Fn project: How serverless empowers developers to adopt different programming languages
The idea of adopting multiple programming languages to build highly distributed applications is not new to anyone. We all been taught to use necessary toolkits to solve certain problems in the most efficient way. 12Factor concept helped us to understand how to shift from the monolithic applications to smaller functional units - microservices, with that we can extract the most critical pieces of code into a microservice that can be made natively fault-tolerant. But where is the limit to the number of microservices within one application, when the application becomes sort of the nightmare to those who maintain that?
The serverless concept (namely serverless architecture pattern) is the next MUST technology to adopt for the application development. With the serverless developers can stop worrying about the number of components necessary to have up and running for the sake of the stability and fault-tolerance.
In this talk, i would like you to join me towards modern distributed application development with the Fn platform - open source non-vendor-lock serverless technology.

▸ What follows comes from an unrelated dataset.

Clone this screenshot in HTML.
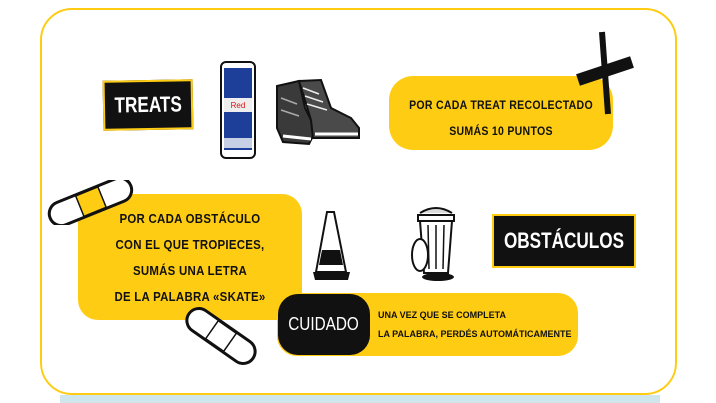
<!DOCTYPE html>
<html><head><meta charset="utf-8"><style>
body{margin:0;width:716px;height:403px;background:#fff;position:relative;overflow:hidden;font-family:"Liberation Sans",sans-serif}
.a{position:absolute}
.card{left:40px;top:8px;width:633px;height:383px;border:2px solid #ffcc14;border-radius:32px;background:#fff}
.y{background:#ffcc14}
.hand{font-family:"Liberation Sans Narrow","Liberation Sans",sans-serif;font-size:12px;font-weight:bold;color:#111;text-align:center;letter-spacing:.3px;transform:scaleX(.88)}
.lbl{background:#111;color:#fff;font-weight:bold;display:flex;align-items:center;justify-content:center;border:2px solid #ffcc14;overflow:hidden}
.lbl span{display:inline-block;transform:scaleX(.78);white-space:nowrap}
</style></head><body>
<div class="a" style="left:60px;top:395px;width:600px;height:8px;background:#cfe6ec"></div>
<div class="a card"></div>
<div class="a lbl" style="left:103px;top:80px;width:86px;height:46px;font-size:22px;transform:rotate(-1deg)"><span>TREATS</span></div>
<svg class="a" style="left:218px;top:60px" width="40" height="100" viewBox="0 0 40 100"><rect x="3" y="2" width="34" height="96" rx="5" fill="#fff" stroke="#111" stroke-width="2"/><rect x="6" y="8" width="28" height="82" fill="#1d3f9a"/><rect x="6" y="38" width="28" height="14" fill="#eee"/><text x="20" y="48" font-size="8" fill="#d11" text-anchor="middle" font-family="Liberation Sans">Red</text><rect x="6" y="78" width="28" height="10" fill="#c8d0e6"/></svg>
<svg class="a" style="left:273px;top:78px" width="90" height="70" viewBox="0 0 90 70"><path d="M4 8 L26 3 L32 30 L38 42 L40 58 L36 66 L10 64 L4 50 Z" fill="#3a3a3a" stroke="#111" stroke-width="2"/><path d="M26 3 L48 2 L58 30 L78 40 L86 50 L86 60 L40 60 L38 42 Z" fill="#4a4a4a" stroke="#111" stroke-width="2"/><path d="M10 58 L38 61 M42 56 L85 56" stroke="#fff" stroke-width="3"/><path d="M30 10 L46 16 M32 18 L50 24 M34 26 L54 32" stroke="#eee" stroke-width="1.5"/><path d="M8 20 L24 26 M8 32 L26 38" stroke="#aaa" stroke-width="1.5"/></svg>
<div class="a y" style="left:389px;top:76px;width:224px;height:74px;border-radius:24px"></div>
<div class="a hand" style="left:389px;top:92px;width:224px;line-height:26px">POR CADA TREAT RECOLECTADO<br>SUMÁS 10 PUNTOS</div>
<svg class="a" style="left:570px;top:28px" width="75" height="94" viewBox="0 0 75 94"><path d="M32 4 L38 86" stroke="#111" stroke-width="6"/><path d="M8 52 L62 34" stroke="#111" stroke-width="12"/></svg>
<div class="a y" style="left:78px;top:194px;width:224px;height:126px;border-radius:20px"></div>
<div class="a hand" style="left:78px;top:206px;width:224px;line-height:26px;font-size:13px">POR CADA OBSTÁCULO<br>CON EL QUE TROPIECES,<br>SUMÁS UNA LETRA<br>DE LA PALABRA «SKATE»</div>
<svg class="a" style="left:43px;top:180px" width="95" height="45" viewBox="0 0 95 45"><g transform="rotate(-22 47 22)"><rect x="4" y="10" width="87" height="24" rx="12" fill="#fff" stroke="#111" stroke-width="3"/><rect x="36" y="11" width="24" height="22" fill="#ffcc14" stroke="#111" stroke-width="1.5"/></g></svg>
<svg class="a" style="left:180px;top:305px" width="82" height="62" viewBox="0 0 82 62"><g transform="rotate(35 41 31)"><rect x="2" y="19" width="78" height="24" rx="12" fill="#fff" stroke="#111" stroke-width="3"/><rect x="30" y="20" width="22" height="22" fill="#fff" stroke="#111" stroke-width="1.5"/></g></svg>
<svg class="a" style="left:312px;top:210px" width="40" height="72" viewBox="0 0 40 72"><path d="M15 2 L22 2 L34 62 L4 62 Z" fill="#fff" stroke="#111" stroke-width="2"/><path d="M10 40 L28 40 L31 55 L7 55 Z" fill="#111"/><path d="M1 62 L38 62 L36 70 L3 70 Z" fill="#111"/></svg>
<svg class="a" style="left:408px;top:203px" width="55" height="80" viewBox="0 0 55 80"><path d="M12 10 Q28 0 44 10" stroke="#111" stroke-width="2" fill="#ddd"/><rect x="10" y="12" width="36" height="6" fill="#fff" stroke="#111" stroke-width="2"/><path d="M12 18 L44 18 L40 70 L16 70 Z" fill="#fff" stroke="#111" stroke-width="2"/><path d="M20 22 L21 66 M28 22 L28 66 M36 22 L35 66" stroke="#111" stroke-width="1.5"/><ellipse cx="12" cy="52" rx="8" ry="16" fill="#fff" stroke="#111" stroke-width="2"/><ellipse cx="30" cy="74" rx="16" ry="4" fill="#111"/></svg>
<div class="a lbl" style="left:492px;top:214px;width:140px;height:50px;font-size:22px"><span>OBSTÁCULOS</span></div>
<div class="a y" style="left:277px;top:293px;width:301px;height:63px;border-radius:20px"></div>
<div class="a" style="left:278px;top:294px;width:92px;height:61px;border-radius:20px;background:#111;color:#fff;font-size:18px;display:flex;align-items:center;justify-content:center"><span style="display:inline-block;transform:scaleX(.85)">CUIDADO</span></div>
<div class="a hand" style="left:378px;top:306px;text-align:left;font-size:9px;line-height:19px;letter-spacing:0;transform:none">UNA VEZ QUE SE COMPLETA<br>LA PALABRA, PERDÉS AUTOMÁTICAMENTE</div>
</body></html>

As the result you might get the following takeaways:
- Serverless is not something you should be afraid of;
- How to develop the microservices using serverless architecture pattern;
- The upsides and the downsides of the serverless.
Matt Stephenson
Oracle / United States
Matt Stephenson is a Senior Principal Software Engineer at Oracle working on creating a hosted Fn implementation on top of Oracle's Cloud. Matt built some of the underlying infrastructure components that run parts of AWS while at Amazon. Matt also built out the AppEngine java runtime while at Google. Matt is on the PMC for Apache jclouds and also contributes to Jenkins, OpenStack, and of course the Fn project. In his free time he helps design the man at Burningman and flies airplanes.